Açık Kapı
Periyodik olarak uluslararası araştırmacılar, gazeteciler, barış teorisyenleri Kıbrıs’a gelir ve henüz denenmemiş bir şey kalmış mı kontrol etmeye ya da başarıya nasıl ulaşılamadığını çözmeye çalışırlar. Takriben bir saat süren çeşitli kişiler ile röportajlar sonrası, konunun anlaşıldığına kanaat getirilir, derin sosyal analizler yapılır, tekerlek yeniden icat edilir ve raporlar bir kez daha raflanır. Bir sonraki sefere dek…
Böyle bir röportaj sırasında Avrupa Birliği’nin çözüm çalışmalarındaki yerini tartışıyoruz, sivil topluma etkisini. 2002 yılında başlayan toplumsal ayaklanma ile Kıbrıs Türk sivil toplumunun oldukça gelişim gösterdiğini, hak savunuculuğunun halen çok eksik olmakla birlikte geçmişe göre çok daha gelişmiş bir noktaya geldiğini ve bunda Avrupa Birliği’nin desteğinin büyük katkısı olduğunu anlatıyorum.
Bu yıl dördüncüsü düzenlenen Açık Kapı, Sivil Toplum Festivali ile sivil toplum örgütlerinin kendilerini tanıtma fırsatları olduğunu, hedef kitleleri ile bir araya gelebildiklerini ve sivil toplum bilincine katkı koyduklarını söylüyorum.
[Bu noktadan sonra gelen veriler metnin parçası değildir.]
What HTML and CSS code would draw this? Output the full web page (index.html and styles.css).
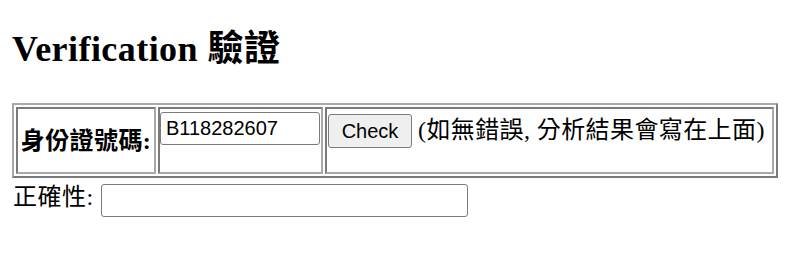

Sivil toplumun demokratik ülkelerde kontrol görevi vardır. Devlet kendisini denetlemesi için sivil toplum örgütlerine maddi katkı sağlar, birçok hizmeti sivil toplum örgütlerinden satın alır, karar verme mekanizmalarına dahil eder, görüşlerini sorar, dinler, yasalarını, uygulamalarını o yönde geliştirir.
Biz bu mekanizmalardan oldukça uzakta olsak da, sivil toplum örgütlerinin çeşitli alanlarda çalışmalar yaptığını, kavgalar verdiğini, Devlet’in sunması gereken hizmetleri halka ücretsiz sunduğunu görmek yine de sevindirici. Avrupa Birliği’nin desteğinin sivil toplum ile olduğunu bilmek, sivil toplum örgütlerinin yıllar içerisinde artan kapasitesini izlemek, gençlerin heyecanını, azmini görmek daha da bir sevindirici.
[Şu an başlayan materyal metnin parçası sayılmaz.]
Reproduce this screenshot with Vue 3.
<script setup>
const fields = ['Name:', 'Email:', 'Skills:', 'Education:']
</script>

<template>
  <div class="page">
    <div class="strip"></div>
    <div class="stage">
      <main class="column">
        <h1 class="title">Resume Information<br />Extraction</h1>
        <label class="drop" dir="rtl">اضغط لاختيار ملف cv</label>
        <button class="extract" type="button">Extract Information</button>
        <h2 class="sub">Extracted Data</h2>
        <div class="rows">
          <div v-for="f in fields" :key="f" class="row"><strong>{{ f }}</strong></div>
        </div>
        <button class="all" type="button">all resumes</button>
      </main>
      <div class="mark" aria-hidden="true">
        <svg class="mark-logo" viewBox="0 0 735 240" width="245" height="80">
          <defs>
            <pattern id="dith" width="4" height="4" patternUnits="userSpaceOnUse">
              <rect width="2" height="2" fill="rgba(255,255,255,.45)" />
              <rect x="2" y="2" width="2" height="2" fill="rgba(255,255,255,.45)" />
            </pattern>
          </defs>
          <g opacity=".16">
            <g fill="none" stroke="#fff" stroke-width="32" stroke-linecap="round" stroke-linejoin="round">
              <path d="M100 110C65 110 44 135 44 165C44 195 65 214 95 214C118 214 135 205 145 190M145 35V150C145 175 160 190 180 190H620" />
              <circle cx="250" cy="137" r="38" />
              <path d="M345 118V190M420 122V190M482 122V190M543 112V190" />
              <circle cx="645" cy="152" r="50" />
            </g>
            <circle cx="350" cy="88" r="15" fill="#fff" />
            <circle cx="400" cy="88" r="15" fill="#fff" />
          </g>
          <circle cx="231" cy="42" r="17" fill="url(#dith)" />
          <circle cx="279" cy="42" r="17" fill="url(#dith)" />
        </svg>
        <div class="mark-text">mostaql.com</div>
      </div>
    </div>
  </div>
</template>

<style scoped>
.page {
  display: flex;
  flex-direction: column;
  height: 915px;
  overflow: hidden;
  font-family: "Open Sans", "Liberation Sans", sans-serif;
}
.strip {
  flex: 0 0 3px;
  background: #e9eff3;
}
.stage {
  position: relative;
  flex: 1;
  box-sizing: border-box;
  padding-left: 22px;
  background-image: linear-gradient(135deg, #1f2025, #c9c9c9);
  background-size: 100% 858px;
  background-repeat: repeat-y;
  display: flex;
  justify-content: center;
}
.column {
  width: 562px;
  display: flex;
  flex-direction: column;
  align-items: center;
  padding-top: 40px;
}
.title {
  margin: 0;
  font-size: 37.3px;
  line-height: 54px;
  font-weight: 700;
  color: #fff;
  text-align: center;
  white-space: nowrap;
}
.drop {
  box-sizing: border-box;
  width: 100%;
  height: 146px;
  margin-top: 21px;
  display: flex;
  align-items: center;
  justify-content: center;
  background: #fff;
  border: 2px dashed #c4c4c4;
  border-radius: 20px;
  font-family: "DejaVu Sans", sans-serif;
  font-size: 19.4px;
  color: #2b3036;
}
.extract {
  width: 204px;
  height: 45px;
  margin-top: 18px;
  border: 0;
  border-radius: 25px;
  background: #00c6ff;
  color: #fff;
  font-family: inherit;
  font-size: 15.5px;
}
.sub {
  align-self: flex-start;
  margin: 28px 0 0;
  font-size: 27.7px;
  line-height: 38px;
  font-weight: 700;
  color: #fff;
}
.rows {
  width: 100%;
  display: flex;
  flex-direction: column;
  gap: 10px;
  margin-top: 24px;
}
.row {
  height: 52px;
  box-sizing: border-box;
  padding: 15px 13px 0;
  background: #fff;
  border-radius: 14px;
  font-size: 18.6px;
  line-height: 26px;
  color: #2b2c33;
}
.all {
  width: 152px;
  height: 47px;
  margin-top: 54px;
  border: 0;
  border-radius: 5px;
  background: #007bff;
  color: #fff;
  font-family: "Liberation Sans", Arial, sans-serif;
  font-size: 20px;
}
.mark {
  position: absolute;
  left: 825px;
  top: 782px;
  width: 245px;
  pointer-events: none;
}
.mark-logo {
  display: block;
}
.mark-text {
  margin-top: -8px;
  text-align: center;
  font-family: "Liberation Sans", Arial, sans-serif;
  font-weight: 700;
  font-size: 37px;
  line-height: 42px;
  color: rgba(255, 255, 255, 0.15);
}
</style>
On kişi bir araya gelince çok kalabalık olduğuna karar verip amip gibi bölünen, her örgütten en az iki tane yaratmayı marifet sayan, ‘onun var benimki daha da güzel olsun’ yaklaşımlarında zirve yapan bir toplumda gönüllü hizmet vermek zor iş. Kendi sesini bile duyamayan bir Devlet’e durmaksızın laf anlatmaya çalışmak, ezilen haklının yanında durmak, yılmadan direnmek yanlışa gün be gün, daha da zor.
Böyle bir ortamda ayakta kalmayı başaran, ısrarla hak talep eden, hizmet sunan ve bunu karşılıksız, sadece inandıkları için yapan güzel insanlar, sivil toplum gönüllüleri. Onları tanımak, desteklemek, dayanışma göstermek, belki tek bir kahvelerini içmek ya da yeni bir hobi edinmek için Sivil Toplum Festivaline uğrayın derim. 15 Ekim tarihine kadar hemen hemen her gün, bir yerlerde bir aktivite var. Etkinlik Programı’na festival organizasyonunu üstlenen sivil alan ekibinin web sitesinden, www.sivilalan.eu ulaşabilirsiniz.
72 örgütü bir araya getirerek böyle güzel bir festivale imza attıkları için, sivil toplum gönüllülerine yürekten destek verdikleri için ve bu yılki festivali ‘sivil toplumda ve yüreklerimizde unutulmayacak izler bırakan, Ağustos ayında aramızdan ayrılan sevgili Natalie Christopher’e adadıkları için sivil alan projesine emek veren dostlara ve organizasyon komitesine teşekkür etmeyi de unutmayın, ne olur.